Your instructions
Copy every line from the material below that holds "styles".

Provided data

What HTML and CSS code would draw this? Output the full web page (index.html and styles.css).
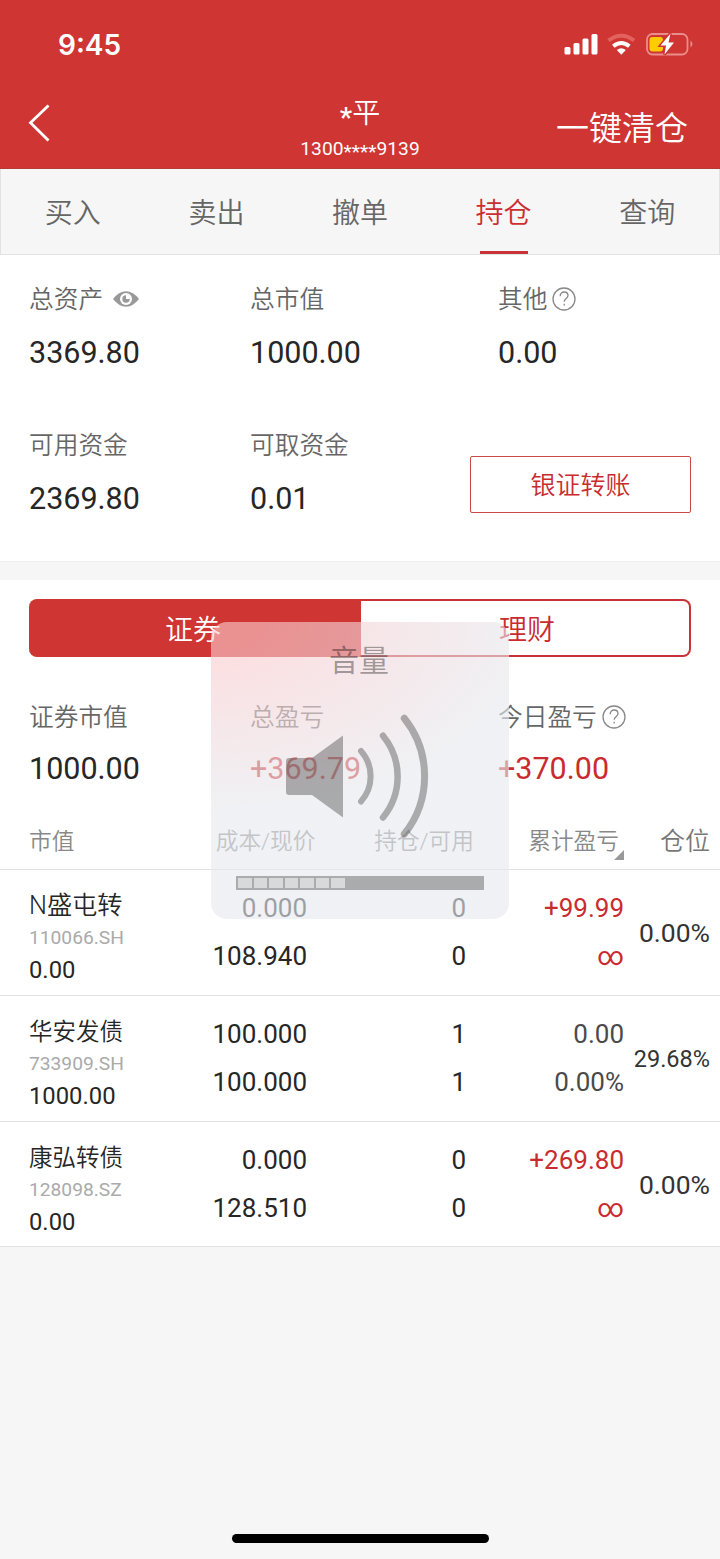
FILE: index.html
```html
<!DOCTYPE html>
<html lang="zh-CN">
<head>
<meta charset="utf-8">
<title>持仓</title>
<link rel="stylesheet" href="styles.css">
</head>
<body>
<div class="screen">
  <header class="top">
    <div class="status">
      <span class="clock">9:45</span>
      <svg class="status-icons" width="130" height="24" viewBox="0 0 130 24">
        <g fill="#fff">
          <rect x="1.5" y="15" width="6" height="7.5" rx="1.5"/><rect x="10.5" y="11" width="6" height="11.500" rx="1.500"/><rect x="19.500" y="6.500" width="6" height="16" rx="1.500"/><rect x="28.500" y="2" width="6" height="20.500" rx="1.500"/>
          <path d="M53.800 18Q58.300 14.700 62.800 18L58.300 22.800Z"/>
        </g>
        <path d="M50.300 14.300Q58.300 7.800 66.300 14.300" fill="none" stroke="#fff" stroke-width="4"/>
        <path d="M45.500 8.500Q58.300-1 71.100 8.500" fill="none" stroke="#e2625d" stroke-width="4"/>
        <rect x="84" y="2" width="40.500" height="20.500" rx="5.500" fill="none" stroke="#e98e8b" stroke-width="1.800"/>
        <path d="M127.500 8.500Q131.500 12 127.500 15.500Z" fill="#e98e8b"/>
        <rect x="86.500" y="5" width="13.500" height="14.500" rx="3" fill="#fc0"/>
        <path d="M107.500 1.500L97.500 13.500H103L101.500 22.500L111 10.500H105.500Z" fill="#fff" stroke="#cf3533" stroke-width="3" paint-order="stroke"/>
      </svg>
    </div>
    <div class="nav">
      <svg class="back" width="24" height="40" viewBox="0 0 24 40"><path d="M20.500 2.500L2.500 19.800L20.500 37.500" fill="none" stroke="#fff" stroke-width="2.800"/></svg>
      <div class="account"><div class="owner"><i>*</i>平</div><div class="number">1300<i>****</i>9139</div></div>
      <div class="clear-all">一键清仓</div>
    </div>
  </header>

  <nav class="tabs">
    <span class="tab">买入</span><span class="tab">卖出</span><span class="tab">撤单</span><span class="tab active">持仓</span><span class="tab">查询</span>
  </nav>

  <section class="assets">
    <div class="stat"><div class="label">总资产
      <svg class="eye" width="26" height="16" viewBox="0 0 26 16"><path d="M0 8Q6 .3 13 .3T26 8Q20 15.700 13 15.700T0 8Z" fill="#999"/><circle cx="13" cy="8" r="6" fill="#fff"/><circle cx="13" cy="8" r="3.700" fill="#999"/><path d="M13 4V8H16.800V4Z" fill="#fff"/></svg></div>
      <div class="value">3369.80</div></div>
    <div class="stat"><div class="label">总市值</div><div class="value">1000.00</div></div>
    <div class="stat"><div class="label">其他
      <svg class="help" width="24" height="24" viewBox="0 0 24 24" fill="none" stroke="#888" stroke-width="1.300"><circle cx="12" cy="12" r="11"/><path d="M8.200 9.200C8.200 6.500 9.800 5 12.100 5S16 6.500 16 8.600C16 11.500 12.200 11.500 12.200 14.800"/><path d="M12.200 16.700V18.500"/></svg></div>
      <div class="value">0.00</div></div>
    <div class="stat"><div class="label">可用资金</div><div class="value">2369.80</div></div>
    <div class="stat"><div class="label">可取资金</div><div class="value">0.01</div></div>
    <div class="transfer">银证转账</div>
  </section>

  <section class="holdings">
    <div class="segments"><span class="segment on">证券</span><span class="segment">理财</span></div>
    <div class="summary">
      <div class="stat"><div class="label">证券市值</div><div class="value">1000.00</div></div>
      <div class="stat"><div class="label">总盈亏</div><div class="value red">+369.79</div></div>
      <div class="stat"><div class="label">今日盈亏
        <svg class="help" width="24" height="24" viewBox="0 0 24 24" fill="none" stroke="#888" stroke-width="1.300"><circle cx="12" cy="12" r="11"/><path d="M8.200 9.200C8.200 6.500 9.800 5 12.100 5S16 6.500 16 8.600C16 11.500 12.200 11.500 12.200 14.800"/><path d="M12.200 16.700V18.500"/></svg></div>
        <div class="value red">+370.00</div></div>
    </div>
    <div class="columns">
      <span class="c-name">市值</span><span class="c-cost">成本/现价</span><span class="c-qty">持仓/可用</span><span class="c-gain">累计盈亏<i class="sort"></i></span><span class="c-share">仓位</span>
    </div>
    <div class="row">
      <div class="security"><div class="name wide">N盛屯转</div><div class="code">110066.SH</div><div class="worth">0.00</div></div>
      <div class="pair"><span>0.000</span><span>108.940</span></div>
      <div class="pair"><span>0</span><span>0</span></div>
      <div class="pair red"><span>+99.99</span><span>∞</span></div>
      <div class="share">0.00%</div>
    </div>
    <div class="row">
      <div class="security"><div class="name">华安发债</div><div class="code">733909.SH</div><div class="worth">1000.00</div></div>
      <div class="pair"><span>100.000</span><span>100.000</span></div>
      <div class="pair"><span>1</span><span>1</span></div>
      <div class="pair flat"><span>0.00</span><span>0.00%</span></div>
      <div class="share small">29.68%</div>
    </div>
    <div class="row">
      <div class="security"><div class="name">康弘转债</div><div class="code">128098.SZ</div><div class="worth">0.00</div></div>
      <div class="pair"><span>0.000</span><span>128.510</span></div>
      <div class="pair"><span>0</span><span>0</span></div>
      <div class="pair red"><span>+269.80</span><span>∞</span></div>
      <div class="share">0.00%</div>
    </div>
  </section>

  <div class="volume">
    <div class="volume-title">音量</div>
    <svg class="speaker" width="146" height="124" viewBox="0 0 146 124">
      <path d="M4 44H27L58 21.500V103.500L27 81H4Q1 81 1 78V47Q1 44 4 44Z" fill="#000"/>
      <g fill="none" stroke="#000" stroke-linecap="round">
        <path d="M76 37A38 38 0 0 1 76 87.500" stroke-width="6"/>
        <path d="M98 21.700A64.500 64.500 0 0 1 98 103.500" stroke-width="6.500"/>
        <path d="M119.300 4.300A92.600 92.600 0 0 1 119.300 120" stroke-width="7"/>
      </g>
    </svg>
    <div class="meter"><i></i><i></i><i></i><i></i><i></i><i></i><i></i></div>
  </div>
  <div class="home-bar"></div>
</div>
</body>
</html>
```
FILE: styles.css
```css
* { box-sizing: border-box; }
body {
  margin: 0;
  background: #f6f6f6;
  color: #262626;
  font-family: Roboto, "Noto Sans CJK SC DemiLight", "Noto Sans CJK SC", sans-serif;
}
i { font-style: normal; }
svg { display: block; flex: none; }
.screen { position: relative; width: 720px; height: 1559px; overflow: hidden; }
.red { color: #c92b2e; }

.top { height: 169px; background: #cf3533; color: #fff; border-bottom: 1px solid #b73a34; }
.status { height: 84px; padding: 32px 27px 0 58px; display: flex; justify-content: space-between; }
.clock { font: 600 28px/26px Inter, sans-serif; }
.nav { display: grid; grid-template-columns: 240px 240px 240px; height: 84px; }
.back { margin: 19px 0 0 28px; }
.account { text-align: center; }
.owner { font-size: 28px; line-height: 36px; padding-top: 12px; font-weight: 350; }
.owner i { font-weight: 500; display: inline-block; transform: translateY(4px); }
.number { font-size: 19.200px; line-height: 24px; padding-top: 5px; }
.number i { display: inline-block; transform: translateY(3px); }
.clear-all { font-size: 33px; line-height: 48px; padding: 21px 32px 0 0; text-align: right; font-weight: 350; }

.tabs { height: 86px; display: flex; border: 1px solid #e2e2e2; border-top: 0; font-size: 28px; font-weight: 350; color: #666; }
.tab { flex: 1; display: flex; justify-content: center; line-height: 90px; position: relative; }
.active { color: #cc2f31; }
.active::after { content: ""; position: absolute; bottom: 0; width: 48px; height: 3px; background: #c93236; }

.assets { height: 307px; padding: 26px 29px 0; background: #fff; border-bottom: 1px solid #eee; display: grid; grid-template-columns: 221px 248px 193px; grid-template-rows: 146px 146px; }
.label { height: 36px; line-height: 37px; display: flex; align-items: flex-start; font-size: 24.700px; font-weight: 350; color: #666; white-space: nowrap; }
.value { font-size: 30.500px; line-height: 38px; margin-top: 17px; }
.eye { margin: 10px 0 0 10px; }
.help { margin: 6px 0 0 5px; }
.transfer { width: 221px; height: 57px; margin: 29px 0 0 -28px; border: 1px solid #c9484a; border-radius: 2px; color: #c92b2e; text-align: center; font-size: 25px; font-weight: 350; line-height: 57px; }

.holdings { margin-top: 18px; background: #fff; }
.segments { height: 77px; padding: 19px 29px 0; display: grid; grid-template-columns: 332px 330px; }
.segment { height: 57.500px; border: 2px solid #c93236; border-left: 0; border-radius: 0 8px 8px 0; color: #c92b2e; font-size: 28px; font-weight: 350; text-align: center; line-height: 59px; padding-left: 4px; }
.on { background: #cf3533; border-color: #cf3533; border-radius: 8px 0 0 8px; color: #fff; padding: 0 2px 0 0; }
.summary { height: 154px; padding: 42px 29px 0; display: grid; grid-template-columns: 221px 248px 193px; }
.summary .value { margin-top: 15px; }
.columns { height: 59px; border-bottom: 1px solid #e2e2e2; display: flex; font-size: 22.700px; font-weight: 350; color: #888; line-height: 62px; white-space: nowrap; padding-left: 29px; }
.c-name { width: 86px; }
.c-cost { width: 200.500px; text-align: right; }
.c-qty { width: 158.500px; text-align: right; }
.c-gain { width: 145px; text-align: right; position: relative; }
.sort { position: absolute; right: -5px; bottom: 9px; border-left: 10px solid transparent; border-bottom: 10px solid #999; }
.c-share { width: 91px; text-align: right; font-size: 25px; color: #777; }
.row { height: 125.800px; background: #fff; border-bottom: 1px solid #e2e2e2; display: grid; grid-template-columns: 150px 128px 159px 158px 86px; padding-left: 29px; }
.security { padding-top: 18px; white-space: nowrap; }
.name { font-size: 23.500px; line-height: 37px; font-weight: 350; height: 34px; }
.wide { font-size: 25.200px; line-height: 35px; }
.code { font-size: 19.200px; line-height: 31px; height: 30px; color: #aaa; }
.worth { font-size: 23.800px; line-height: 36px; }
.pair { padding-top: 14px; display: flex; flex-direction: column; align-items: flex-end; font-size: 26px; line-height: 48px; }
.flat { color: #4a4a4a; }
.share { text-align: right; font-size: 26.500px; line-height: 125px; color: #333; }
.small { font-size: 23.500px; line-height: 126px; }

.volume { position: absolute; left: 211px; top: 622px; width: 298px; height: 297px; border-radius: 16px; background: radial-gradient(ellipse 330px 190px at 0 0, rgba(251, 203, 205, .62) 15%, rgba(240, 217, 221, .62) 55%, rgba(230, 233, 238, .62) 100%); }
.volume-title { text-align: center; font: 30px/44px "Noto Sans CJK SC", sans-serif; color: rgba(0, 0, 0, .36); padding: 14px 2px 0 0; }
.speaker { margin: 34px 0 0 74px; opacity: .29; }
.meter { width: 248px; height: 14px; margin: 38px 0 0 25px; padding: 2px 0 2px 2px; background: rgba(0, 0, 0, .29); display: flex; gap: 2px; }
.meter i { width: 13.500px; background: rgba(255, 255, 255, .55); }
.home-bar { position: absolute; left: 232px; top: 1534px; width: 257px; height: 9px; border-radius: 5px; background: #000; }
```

Task response
What HTML and CSS code would draw this? Output the full web page (index.html and styles.css).
<link rel="stylesheet" href="styles.css">
FILE: styles.css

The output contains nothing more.